THE YEAR OF THE WORM. By Ann Pilling. Lion. pound;3.99

This book is about the routine, everyday kind of bullying many children have to contend with. With a surname like Wrigley, Peter’s nickname is inevitable and his life at secondary school goes from bad to worse. On a Lake District holiday, very well described by the author so that we always know exactly where we are, the Worm reveals unexpected resources of bravery and fortitude. A thoughtful and unflashy book about real people coping with real situations.

A STITCH IN TIME. THE GHOST OF THOMAS KEMPE. By Penelope Lively.

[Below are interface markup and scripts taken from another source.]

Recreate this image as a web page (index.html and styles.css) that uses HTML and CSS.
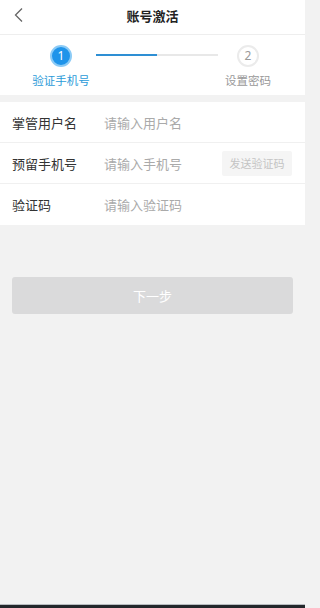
FILE: index.html
```html
<!DOCTYPE html>
<html lang="zh">
<head>
<meta charset="utf-8">
<link rel="stylesheet" href="styles.css">
</head>
<body>
<div class="page">
  <header class="nav">
    <span class="back">
      <svg width="12" height="16" viewBox="0 0 12 16"><path d="M9 1.5 L2.5 8 L9 14.5" fill="none" stroke="#666" stroke-width="1.3"/></svg>
    </span>
    <h1 class="title">账号激活</h1>
  </header>
  <section class="steps">
    <div class="step active">
      <span class="dot">1</span>
      <span class="label">验证手机号</span>
    </div>
    <div class="track"><div class="fill"></div></div>
    <div class="step">
      <span class="dot">2</span>
      <span class="label">设置密码</span>
    </div>
  </section>
  <section class="form">
    <div class="row">
      <span class="key">掌管用户名</span>
      <span class="ph">请输入用户名</span>
    </div>
    <div class="row">
      <span class="key">预留手机号</span>
      <span class="ph">请输入手机号</span>
      <span class="send">发送验证码</span>
    </div>
    <div class="row">
      <span class="key">验证码</span>
      <span class="ph">请输入验证码</span>
    </div>
  </section>
  <div class="actions">
    <button class="next">下一步</button>
  </div>
  <div class="spacer"></div>
  <div class="homebar"></div>
</div>
</body>
</html>
```
FILE: styles.css
```css
* { box-sizing: border-box; }
html, body { margin: 0; padding: 0; }
body {
  font-family: "Noto Sans CJK SC", "Noto Sans", sans-serif;
  background: #f2f2f2;
  color: #333;
}
.page {
  width: 305px;
  height: 608px;
  display: flex;
  flex-direction: column;
}
.nav {
  height: 35px;
  background: #fff;
  border-bottom: 1px solid #eeeeee;
  display: flex;
  align-items: center;
  justify-content: center;
  position: relative;
}
.back {
  position: absolute;
  left: 13px;
  top: 7px;
  display: flex;
}
.title {
  margin: 0;
  font-size: 13px;
  font-weight: 700;
  color: #222;
  line-height: 1;
  margin-top: -4px;
}
.steps {
  height: 60px;
  background: #fff;
  display: flex;
  align-items: flex-start;
  padding: 10px 0 0;
}
.step {
  width: 92px;
  display: flex;
  flex-direction: column;
  align-items: center;
}
.step:first-child { margin-left: 15px; }
.step:last-child { width: 60px; margin-left: 0; }
.dot {
  width: 22px;
  height: 22px;
  border-radius: 50%;
  border: 2px solid #ebebeb;
  background: #fff;
  color: #999;
  font-family: "Noto Sans", sans-serif;
  font-size: 12px;
  display: flex;
  align-items: center;
  justify-content: center;
  line-height: 1;
}
.step.active .dot {
  background: #1f94ea;
  border-color: #8ccbf6;
  color: #fff;
}
.label {
  margin-top: 5px;
  font-size: 11.5px;
  color: #999;
  line-height: 16px;
}
.step.active .label { color: #2b9bd9; }
.track {
  width: 122px;
  height: 2px;
  background: #e8e8e8;
  margin-top: 9px;
  margin-left: -11px;
  margin-right: 0;
}
.step:last-child { margin-left: 0; }
.fill {
  width: 61px;
  height: 2px;
  background: #2e8fd4;
}
.form {
  margin-top: 7px;
  background: #fff;
}
.row {
  height: 41px;
  display: flex;
  align-items: center;
  padding: 0 13px 0 12px;
  border-bottom: 1px solid #f0f0f0;
  font-size: 13px;
}
.row:last-child { border-bottom: none; }
.key {
  width: 92px;
  color: #333;
}
.ph {
  flex: 1;
  color: #aaa;
}
.send {
  background: #f5f5f5;
  color: #c4c4c4;
  font-size: 11px;
  width: 70px;
  height: 25px;
  border-radius: 2px;
  display: flex;
  align-items: center;
  justify-content: center;
}
.actions {
  padding: 52px 12px 0 12px;
}
.next {
  width: 100%;
  height: 37px;
  border: none;
  border-radius: 3px;
  background: #dadadb;
  color: #fff;
  font-family: inherit;
  font-size: 13px;
  padding: 0;
}
.spacer { flex: 1; }
.homebar {
  height: 3px;
  background: #23272b;
  border-top: 1px solid #b8bcc0;
  height: 4px;
}
```
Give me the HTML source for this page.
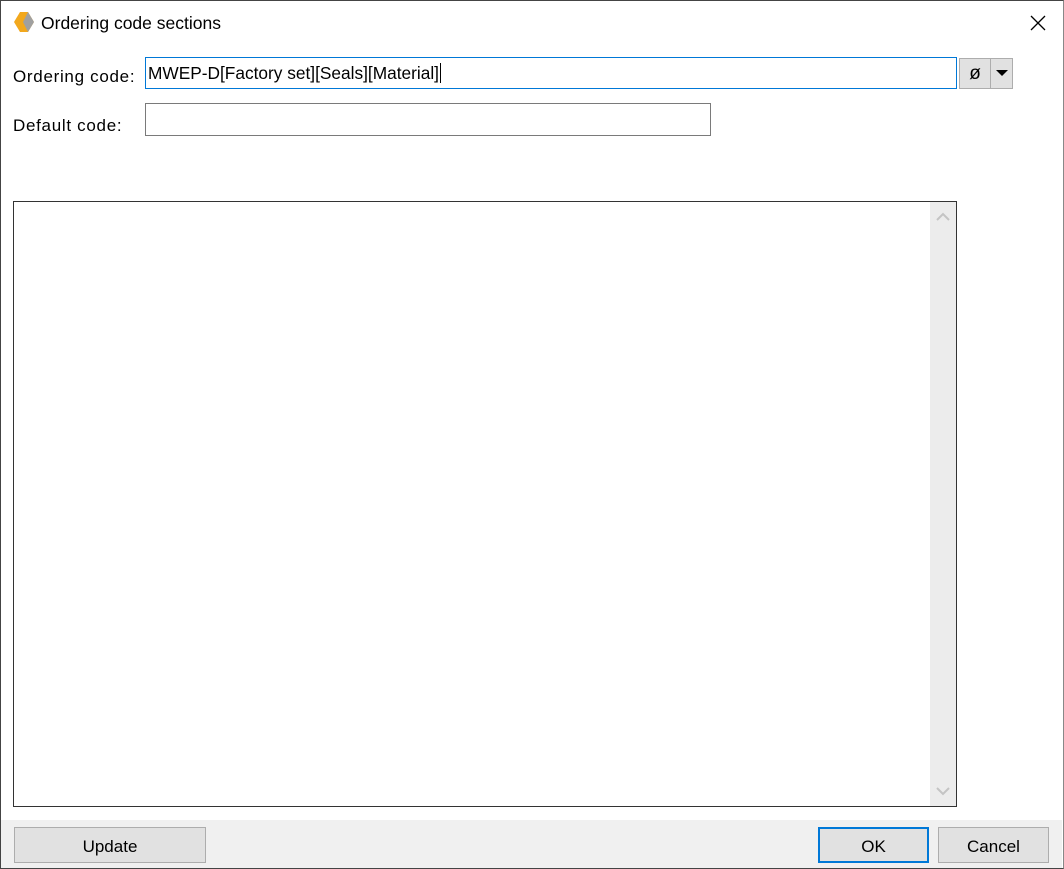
<!DOCTYPE html>
<html><head><style>
*{box-sizing:border-box;margin:0;padding:0}
body{width:1064px;height:869px;background:#fff;font-family:"Liberation Sans",sans-serif;font-size:16px;color:#000;position:relative;overflow:hidden}
.win{position:absolute;left:0;top:0;width:1064px;height:869px;border:1px solid #444;border-right-color:#888}
.a{position:absolute}
.lbl{font-size:17px;letter-spacing:0.7px}
.btn{position:absolute;background:#e1e1e1;border:1px solid #adadad;text-align:center;font-size:17px}
</style></head><body>
<div class="win"></div>
<svg class="a" style="left:12px;top:11px" width="24" height="24" viewBox="0 0 24 24">
<polygon points="8,1 16,1 22,11 16,21 8,21 2,11" fill="#f2a81d"/>
<polygon points="16,1 22,11 16,21 11,11" fill="#a0a0a0"/>
</svg>
<div class="a" style="left:41px;top:13px;font-size:17.5px">Ordering code sections</div>
<svg class="a" style="left:1030px;top:15px" width="16" height="16"><path d="M1 1L15 15M15 1L1 15" stroke="#000" stroke-width="1.3"/></svg>

<div class="a lbl" style="left:13px;top:67px">Ordering code:</div>
<div class="a" style="left:145px;top:57px;width:812px;height:32px;border:1px solid #0078d7;padding:5px 2px;font-size:17.3px;white-space:nowrap">MWEP-D[Factory set][Seals][Material]<span style="border-left:1px solid #000;margin-left:1px"></span></div>
<div class="btn" style="left:959px;top:58px;width:32px;height:31px;font-size:19px;line-height:29px">ø</div>
<div class="btn" style="left:990px;top:58px;width:23px;height:31px"><svg style="margin-top:10px" width="12" height="8"><polygon points="0,1 12,1 6,7" fill="#000"/></svg></div>

<div class="a lbl" style="left:13px;top:116px">Default code:</div>
<div class="a" style="left:145px;top:103px;width:566px;height:33px;border:1px solid #7a7a7a"></div>

<div class="a" style="left:13px;top:201px;width:944px;height:606px;border:1px solid #333"></div>
<div class="a" style="left:930px;top:202px;width:26px;height:604px;background:#ececec"></div>
<svg class="a" style="left:936px;top:212px" width="14" height="10"><path d="M1 8L7 2L13 8" stroke="#c4c4c4" stroke-width="2" fill="none"/></svg>
<svg class="a" style="left:936px;top:786px" width="14" height="10"><path d="M1 2L7 8L13 2" stroke="#c4c4c4" stroke-width="2" fill="none"/></svg>

<div class="a" style="left:1px;top:820px;width:1061px;height:48px;background:#f0f0f0"></div>
<div class="btn" style="left:14px;top:827px;width:192px;height:36px;line-height:37px">Update</div>
<div class="btn" style="left:818px;top:827px;width:111px;height:36px;line-height:35px;border:2px solid #0078d7">OK</div>
<div class="btn" style="left:938px;top:827px;width:111px;height:36px;line-height:37px">Cancel</div>
</body></html>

Mammoth. pound;4.99 each

It’s good to see these and other titles from the best of Lively’s work in such beautiful new editions. A Stitch in Time, set in Lyme Regis, is almost my favourite of her novels, having at its heart Victorian sampler and dealing, as does so much of her work, with the difference between illusion and reality.

The Ghost of Thomas Kempe won the Carnegie Medal in 1974 and it reads just as freshly today, with Anthony Maitland’s original illustrations as fine as ever. It’s a clever story of a modern boy plagued by the ghost of an incorrigible 17th-century sorcerer.

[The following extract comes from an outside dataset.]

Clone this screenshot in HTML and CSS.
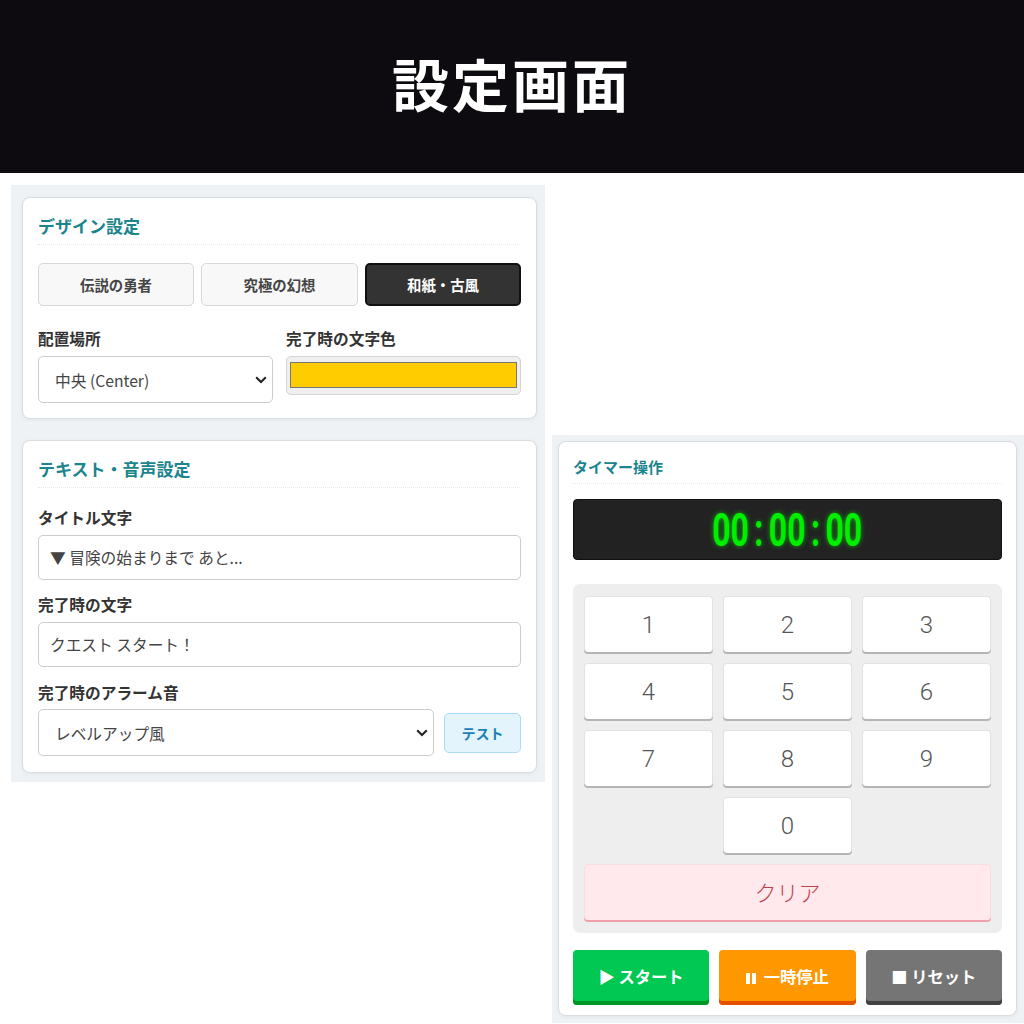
FILE: index.html
```html
<!DOCTYPE html>
<html lang="ja">
<head>
<meta charset="utf-8">
<title>設定画面</title>
<link rel="stylesheet" href="styles.css">
</head>
<body>
<header class="banner"><h1>設定画面</h1></header>
<main class="stage">
  <section class="panel panel-left">
    <div class="card design">
      <h2 class="card-title">デザイン設定</h2>
      <div class="presets">
        <button class="preset">伝説の勇者</button>
        <button class="preset">究極の幻想</button>
        <button class="preset active">和紙・古風</button>
      </div>
      <div class="two-col">
        <div class="field">
          <label class="label">配置場所</label>
          <select class="control select"><option>中央 (Center)</option></select>
        </div>
        <div class="field">
          <label class="label">完了時の文字色</label>
          <input class="color" type="color" value="#ffcc00">
        </div>
      </div>
    </div>
    <div class="card text-card">
      <h2 class="card-title">テキスト・音声設定</h2>
      <label class="label">タイトル文字</label>
      <input class="control text" type="text" value="▼ 冒険の始まりまで あと...">
      <label class="label">完了時の文字</label>
      <input class="control text text-last" type="text" value="クエスト スタート！">
      <label class="label">完了時のアラーム音</label>
      <div class="sound-row">
        <select class="control select"><option>レベルアップ風</option></select>
        <button class="test">テスト</button>
      </div>
    </div>
  </section>
  <section class="panel panel-right">
    <div class="card timer">
      <h2 class="card-title small">タイマー操作</h2>
      <div class="display"><span class="digits">00<span class="colon">:</span>00<span class="colon">:</span>00</span></div>
      <div class="keypad">
        <button class="key">1</button><button class="key">2</button><button class="key">3</button>
        <button class="key">4</button><button class="key">5</button><button class="key">6</button>
        <button class="key">7</button><button class="key">8</button><button class="key">9</button>
        <button class="key zero">0</button>
        <button class="key clear">クリア</button>
      </div>
      <div class="actions">
        <button class="action start">▶ スタート</button>
        <button class="action pause"><span class="pause-icon"></span>一時停止</button>
        <button class="action reset">■ リセット</button>
      </div>
    </div>
  </section>
</main>
</body>
</html>
```
FILE: styles.css
```css
* { box-sizing: border-box; }
html, body { margin: 0; padding: 0; }
body {
  width: 1024px;
  height: 1024px;
  overflow: hidden;
  background: #fff;
  color: #333;
  font-family: "Noto Sans CJK JP", "Noto Sans", sans-serif;
}
button, input, select { font-family: inherit; margin: 0; }

.banner {
  height: 173px;
  background: #0d0b10;
  display: flex;
  align-items: center;
  justify-content: center;
}
.banner h1 {
  margin: 0;
  color: #fff;
  font-size: 57px;
  line-height: 1;
  font-weight: 700;
  letter-spacing: 3px;
  transform: translateY(-4px);
}

.stage {
  height: 851px;
  padding: 12px 0 1px 11px;
  display: flex;
  gap: 7px;
  align-items: flex-start;
}
.panel { background: #eef2f5; }
.panel-left {
  width: 534px;
  height: 597px;
  padding: 12px 8px 8px 11px;
  display: flex;
  flex-direction: column;
  gap: 21px;
}
.panel-right {
  width: 472px;
  height: 588px;
  padding: 6px 7px 6px 6px;
  align-self: flex-end;
}
.card {
  background: #fff;
  border: 1px solid #d8dde2;
  border-radius: 8px;
  padding: 15px 16px 15px 15px;
  box-shadow: 0 1px 4px rgba(0, 0, 0, 0.06);
}
.design { height: 222px; flex: none; }
.text-card { height: 333px; flex: none; padding-right: 15px; }
.timer { height: 575px; padding: 13px 14px; }

.card-title {
  margin: 0 0 18px;
  height: 32px;
  padding-top: 1px;
  font-size: 17px;
  line-height: 24px;
  font-weight: 700;
  color: #1b858e;
  border-bottom: 1px dotted #e6e8ea;
}
.card-title.small {
  font-size: 15px;
  height: 29px;
  line-height: 22px;
  margin-bottom: 15px;
}

.presets {
  display: grid;
  grid-template-columns: 156px 157px 156px;
  gap: 7px;
  margin-bottom: 22px;
}
.preset {
  height: 43px;
  padding: 0;
  background: #f8f8f8;
  border: 1px solid #d6d8da;
  border-radius: 5px;
  color: #444;
  font-size: 14.4px;
  font-weight: 700;
}
.preset.active {
  background: #333;
  border: 2px solid #111;
  color: #fff;
}

.two-col {
  display: grid;
  grid-template-columns: 235px 235px;
  gap: 13px;
}
.label {
  display: block;
  font-size: 15.7px;
  line-height: 22px;
  font-weight: 700;
  color: #333;
  margin-bottom: 6px;
}
.control {
  background: #fff;
  border: 1px solid #ccc;
  border-radius: 5px;
  color: #444;
  font-size: 15.7px;
  width: 100%;
}
.select {
  height: 47px;
  padding: 2px 24px 0 16px;
  appearance: none;
  -webkit-appearance: none;
  background: #fff url("data:image/svg+xml,%3Csvg xmlns='http://www.w3.org/2000/svg' width='12' height='8' viewBox='0 0 12 8'%3E%3Cpath d='M1.2 1.2 6 6l4.8-4.8' fill='none' stroke='%23222' stroke-width='2'/%3E%3C/svg%3E") no-repeat right 5px center;
}
.text { display: block; height: 44.5px; padding: 0 11px; margin-bottom: 14.7px; }
.text-last { margin-bottom: 15.6px; }
.color {
  display: block;
  width: 100%;
  height: 39px;
  padding: 5px 3px 6px;
  background: #efefef;
  border: 1px solid #d4d4d4;
  border-radius: 5px;
}
.color::-webkit-color-swatch-wrapper { padding: 0; }
.color::-webkit-color-swatch { border: 1px solid #777; border-radius: 0; }

.text-card .card-title { margin: 0 1px 19px 0; }
.sound-row {
  display: flex;
  align-items: center;
  gap: 10px;
  margin-top: -1px;
}
.sound-row .select { flex: 1; width: auto; }
.test {
  flex: none;
  width: 77px;
  height: 40px;
  background: #e3f4fd;
  border: 1px solid #aadcf5;
  border-radius: 5px;
  color: #1c80b8;
  font-size: 14px;
  font-weight: 700;
}

.display {
  height: 61px;
  background: #222;
  border: 1px solid #111;
  border-radius: 4px;
  display: flex;
  align-items: center;
  justify-content: center;
  margin-bottom: 24px;
}
.digits {
  display: block;
  font-family: Roboto, "Liberation Sans", sans-serif;
  font-size: 47px;
  font-weight: 700;
  line-height: 1;
  letter-spacing: 0;
  color: #00ee00;
  text-shadow: 0 0 6px rgba(0, 255, 0, 0.65);
  transform: scaleX(0.68);
  white-space: nowrap;
}
.colon { margin: 0 8px; }

.keypad {
  height: 349px;
  background: #eee;
  border-radius: 7px;
  padding: 12px 11px;
  display: grid;
  grid-template-columns: repeat(3, 1fr);
  grid-auto-rows: 56px;
  gap: 11px 10px;
  margin-bottom: 17px;
}
.key {
  padding: 0;
  background: #fff;
  border: 1px solid #e2e2e2;
  border-bottom: 0;
  border-radius: 4px;
  box-shadow: 0 2px 0 #b5b5b5;
  color: #555;
  font-family: Roboto, "Noto Sans CJK JP", sans-serif;
  font-size: 24px;
  font-weight: 300;
}
.zero { grid-column: 2; }
.clear {
  grid-column: 1 / -1;
  padding-bottom: 3px;
  background: #ffe9ec;
  border-color: #fadde0;
  box-shadow: 0 2px 0 #f0a0a8;
  color: #c0404e;
  font-family: "Noto Sans CJK JP", sans-serif;
  font-size: 22px;
}

.actions {
  display: grid;
  grid-template-columns: 136px 136.5px 136.5px;
  column-gap: 10px;
}
.action {
  height: 55px;
  padding: 0 0 4px;
  border: 0;
  border-radius: 4px;
  color: #fff;
  font-size: 16.3px;
  font-weight: 700;
}
.pause-icon {
  display: inline-block;
  width: 10px;
  height: 11px;
  margin-right: 8px;
  border-left: 4px solid #fff;
  border-right: 4px solid #fff;
  vertical-align: -1px;
}
.start { background: #00c853; box-shadow: inset 0 -4px 0 #009624; }
.pause { background: #ff9800; box-shadow: inset 0 -4px 0 #e65100; }
.reset { background: #757575; box-shadow: inset 0 -4px 0 #424242; }
```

Lively’s themes of interaction between ancient and modern and the breaking down of barriers between the past and the present are contained in a bravura comedy which ought to go down a treat with both boys and girls.

PANTHER IN ARGYLL. By Lisa Tuttle, Mammoth. pound;4.99

Tuttle is well known as a writer of science fiction for adults (at the horror end of the genre); here she provides the atmospheric tale of Danni, a young girl who goes to stay in Scotland with her godmother at a time when stories are circulating of a black panther killing livestock. Danni meets Fin who is not all that he seems to be, and who shows Danni that she, too, is more than human. It’s a lot for us to believe but Tuttle makes it all seem almost possible. An exciting read.